__DATA EXCERPT__
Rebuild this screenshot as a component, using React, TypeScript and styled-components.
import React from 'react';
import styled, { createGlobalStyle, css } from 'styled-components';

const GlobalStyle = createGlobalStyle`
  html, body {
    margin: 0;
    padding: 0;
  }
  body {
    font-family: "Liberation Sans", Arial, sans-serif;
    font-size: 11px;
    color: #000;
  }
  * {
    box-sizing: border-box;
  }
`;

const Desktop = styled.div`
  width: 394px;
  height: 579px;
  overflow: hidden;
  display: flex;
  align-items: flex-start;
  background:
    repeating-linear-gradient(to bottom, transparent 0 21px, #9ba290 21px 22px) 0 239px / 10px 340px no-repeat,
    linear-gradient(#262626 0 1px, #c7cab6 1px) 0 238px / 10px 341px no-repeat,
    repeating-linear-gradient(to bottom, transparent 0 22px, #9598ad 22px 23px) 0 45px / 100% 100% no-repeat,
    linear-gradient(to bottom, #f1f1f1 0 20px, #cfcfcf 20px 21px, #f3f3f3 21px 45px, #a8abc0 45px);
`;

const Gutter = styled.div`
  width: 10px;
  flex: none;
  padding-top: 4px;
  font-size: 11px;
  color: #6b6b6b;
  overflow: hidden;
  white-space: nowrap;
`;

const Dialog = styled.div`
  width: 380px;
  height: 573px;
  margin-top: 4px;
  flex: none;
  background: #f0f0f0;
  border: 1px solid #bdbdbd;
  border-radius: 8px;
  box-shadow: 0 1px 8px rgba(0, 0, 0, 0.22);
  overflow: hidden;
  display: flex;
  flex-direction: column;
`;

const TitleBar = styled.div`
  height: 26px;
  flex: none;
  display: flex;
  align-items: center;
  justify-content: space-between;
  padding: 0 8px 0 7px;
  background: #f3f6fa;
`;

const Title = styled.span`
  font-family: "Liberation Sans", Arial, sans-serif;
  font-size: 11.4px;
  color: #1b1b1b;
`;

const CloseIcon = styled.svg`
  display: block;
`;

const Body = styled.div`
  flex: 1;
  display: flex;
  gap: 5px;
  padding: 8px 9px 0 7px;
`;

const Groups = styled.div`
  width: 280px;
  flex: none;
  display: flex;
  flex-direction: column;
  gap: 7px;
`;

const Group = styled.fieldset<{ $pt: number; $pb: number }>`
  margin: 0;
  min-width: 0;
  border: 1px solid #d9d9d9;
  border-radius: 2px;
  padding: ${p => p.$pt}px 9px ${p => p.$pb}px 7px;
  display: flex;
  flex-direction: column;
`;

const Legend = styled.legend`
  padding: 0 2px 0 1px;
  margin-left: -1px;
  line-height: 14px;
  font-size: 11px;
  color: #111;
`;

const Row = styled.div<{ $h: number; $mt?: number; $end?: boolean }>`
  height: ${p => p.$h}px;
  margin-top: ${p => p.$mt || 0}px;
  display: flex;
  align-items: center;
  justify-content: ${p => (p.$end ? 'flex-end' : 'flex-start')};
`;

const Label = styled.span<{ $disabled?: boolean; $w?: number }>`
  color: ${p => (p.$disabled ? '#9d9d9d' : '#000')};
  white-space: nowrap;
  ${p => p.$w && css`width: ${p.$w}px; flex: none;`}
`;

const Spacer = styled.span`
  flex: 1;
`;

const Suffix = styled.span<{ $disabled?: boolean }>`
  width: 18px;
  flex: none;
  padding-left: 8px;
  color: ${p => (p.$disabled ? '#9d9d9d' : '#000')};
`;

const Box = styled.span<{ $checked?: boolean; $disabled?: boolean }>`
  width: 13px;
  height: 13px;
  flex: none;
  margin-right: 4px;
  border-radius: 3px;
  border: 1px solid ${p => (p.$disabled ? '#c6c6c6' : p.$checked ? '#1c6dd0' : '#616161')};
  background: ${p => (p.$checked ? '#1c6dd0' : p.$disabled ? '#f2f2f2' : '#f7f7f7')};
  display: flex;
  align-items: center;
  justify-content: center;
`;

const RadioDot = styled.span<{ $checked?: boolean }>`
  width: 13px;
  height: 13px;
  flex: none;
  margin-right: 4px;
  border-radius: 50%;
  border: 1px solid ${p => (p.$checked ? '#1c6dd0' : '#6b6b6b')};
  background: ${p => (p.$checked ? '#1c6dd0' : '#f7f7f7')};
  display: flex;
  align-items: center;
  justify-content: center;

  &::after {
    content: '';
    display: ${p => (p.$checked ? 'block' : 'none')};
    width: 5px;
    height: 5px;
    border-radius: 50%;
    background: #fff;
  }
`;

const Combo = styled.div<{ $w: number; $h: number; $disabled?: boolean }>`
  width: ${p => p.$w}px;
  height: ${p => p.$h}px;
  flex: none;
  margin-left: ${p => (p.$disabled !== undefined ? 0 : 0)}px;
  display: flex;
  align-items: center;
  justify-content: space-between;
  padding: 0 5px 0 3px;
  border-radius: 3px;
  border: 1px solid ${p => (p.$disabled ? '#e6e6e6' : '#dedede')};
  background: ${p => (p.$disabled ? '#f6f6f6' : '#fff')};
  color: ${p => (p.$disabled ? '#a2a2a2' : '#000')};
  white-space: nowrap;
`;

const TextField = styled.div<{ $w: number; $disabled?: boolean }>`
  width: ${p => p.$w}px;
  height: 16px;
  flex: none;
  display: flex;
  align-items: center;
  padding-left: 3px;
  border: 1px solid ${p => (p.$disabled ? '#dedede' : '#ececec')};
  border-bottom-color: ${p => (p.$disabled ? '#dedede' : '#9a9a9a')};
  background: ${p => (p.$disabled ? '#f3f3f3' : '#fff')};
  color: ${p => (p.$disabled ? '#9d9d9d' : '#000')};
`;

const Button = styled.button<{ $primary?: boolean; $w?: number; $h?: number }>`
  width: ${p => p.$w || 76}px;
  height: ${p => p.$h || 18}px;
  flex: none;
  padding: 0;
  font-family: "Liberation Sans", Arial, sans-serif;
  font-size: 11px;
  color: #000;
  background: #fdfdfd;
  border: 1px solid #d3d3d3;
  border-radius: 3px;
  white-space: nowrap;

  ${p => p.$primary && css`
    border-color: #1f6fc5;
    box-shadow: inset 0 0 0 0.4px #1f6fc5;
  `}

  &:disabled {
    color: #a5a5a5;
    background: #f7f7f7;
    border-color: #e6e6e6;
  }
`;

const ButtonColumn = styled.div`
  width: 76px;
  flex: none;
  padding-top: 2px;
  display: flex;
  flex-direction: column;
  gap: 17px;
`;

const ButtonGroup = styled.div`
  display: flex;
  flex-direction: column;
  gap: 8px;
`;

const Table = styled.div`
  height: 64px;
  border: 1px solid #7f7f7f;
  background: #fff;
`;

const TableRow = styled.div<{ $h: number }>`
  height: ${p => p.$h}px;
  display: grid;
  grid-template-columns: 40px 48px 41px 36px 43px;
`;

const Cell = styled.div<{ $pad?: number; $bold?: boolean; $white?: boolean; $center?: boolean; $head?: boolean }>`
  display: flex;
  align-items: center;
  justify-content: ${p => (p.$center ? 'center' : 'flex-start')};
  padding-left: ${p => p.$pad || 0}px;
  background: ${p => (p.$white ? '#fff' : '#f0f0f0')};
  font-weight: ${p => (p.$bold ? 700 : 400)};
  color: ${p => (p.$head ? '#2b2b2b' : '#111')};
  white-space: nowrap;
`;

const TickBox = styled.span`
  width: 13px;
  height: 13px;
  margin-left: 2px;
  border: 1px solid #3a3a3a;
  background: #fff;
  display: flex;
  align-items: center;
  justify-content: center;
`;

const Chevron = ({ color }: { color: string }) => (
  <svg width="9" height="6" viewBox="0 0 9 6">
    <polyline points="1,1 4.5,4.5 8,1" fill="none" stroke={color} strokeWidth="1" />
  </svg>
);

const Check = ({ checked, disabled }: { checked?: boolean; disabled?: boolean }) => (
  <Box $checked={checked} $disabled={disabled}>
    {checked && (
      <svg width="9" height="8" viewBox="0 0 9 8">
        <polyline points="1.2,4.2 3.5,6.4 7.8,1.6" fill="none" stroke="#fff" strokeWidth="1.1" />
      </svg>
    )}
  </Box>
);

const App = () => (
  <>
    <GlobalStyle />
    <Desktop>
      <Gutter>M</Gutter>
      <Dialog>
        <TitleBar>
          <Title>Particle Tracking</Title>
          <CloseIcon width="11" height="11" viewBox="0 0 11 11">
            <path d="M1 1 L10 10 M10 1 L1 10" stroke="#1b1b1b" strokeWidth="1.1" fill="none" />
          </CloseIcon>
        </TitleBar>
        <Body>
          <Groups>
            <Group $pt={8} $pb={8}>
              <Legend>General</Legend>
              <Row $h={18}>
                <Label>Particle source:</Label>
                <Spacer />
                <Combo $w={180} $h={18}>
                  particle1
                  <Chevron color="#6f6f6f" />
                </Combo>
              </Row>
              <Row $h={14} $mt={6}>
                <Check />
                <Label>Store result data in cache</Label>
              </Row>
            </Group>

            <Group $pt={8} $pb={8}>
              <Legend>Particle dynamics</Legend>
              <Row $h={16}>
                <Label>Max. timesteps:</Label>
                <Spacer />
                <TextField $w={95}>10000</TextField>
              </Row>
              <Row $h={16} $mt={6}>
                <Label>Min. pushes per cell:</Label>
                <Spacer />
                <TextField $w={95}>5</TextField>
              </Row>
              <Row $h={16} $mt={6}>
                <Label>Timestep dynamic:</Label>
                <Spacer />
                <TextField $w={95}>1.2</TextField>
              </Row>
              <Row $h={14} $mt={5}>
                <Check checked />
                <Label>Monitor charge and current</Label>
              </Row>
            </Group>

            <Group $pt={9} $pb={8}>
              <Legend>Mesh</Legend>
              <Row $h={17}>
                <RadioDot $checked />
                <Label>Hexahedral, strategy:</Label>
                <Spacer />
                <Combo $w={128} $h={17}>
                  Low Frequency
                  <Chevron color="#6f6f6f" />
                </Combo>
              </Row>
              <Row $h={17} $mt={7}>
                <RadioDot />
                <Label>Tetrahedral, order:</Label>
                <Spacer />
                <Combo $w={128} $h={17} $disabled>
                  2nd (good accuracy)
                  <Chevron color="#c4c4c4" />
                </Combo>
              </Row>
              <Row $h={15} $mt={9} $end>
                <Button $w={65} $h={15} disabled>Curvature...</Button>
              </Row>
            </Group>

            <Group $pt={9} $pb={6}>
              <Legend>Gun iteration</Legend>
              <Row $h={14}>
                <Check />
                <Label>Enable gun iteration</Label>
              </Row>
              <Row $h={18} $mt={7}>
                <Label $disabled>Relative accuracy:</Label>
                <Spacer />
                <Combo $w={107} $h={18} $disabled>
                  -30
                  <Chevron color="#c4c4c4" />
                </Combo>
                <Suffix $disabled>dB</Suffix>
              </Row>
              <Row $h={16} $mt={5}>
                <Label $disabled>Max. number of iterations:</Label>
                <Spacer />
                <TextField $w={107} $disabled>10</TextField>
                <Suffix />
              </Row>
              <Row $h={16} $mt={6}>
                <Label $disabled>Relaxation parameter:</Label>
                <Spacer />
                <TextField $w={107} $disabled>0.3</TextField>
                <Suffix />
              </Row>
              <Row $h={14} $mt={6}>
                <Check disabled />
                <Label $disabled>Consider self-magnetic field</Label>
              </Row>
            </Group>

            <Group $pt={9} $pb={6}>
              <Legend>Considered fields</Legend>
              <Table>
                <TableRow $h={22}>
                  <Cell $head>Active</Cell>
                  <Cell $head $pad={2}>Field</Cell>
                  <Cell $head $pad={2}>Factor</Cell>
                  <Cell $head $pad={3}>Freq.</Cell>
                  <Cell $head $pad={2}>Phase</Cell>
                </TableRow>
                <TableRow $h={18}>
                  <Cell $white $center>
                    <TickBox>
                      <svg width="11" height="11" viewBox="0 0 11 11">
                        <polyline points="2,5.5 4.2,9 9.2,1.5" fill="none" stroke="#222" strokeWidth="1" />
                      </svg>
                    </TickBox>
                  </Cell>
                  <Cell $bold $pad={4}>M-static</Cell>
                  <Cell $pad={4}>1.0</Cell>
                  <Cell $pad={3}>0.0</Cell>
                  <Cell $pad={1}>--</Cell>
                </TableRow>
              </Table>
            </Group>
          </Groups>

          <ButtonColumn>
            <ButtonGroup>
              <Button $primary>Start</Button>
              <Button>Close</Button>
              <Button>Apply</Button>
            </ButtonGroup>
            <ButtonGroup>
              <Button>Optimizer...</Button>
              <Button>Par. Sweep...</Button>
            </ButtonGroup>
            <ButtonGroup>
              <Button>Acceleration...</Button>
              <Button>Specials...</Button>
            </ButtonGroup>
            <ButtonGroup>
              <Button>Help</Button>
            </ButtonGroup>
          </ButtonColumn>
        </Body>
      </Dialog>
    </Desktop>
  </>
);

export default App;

__YOUR OBJECTIVE__
Find every line in the listing that holds the string "React", then say how many there are as a bare number.

__SOLUTION TO THIS PROBLEM__
2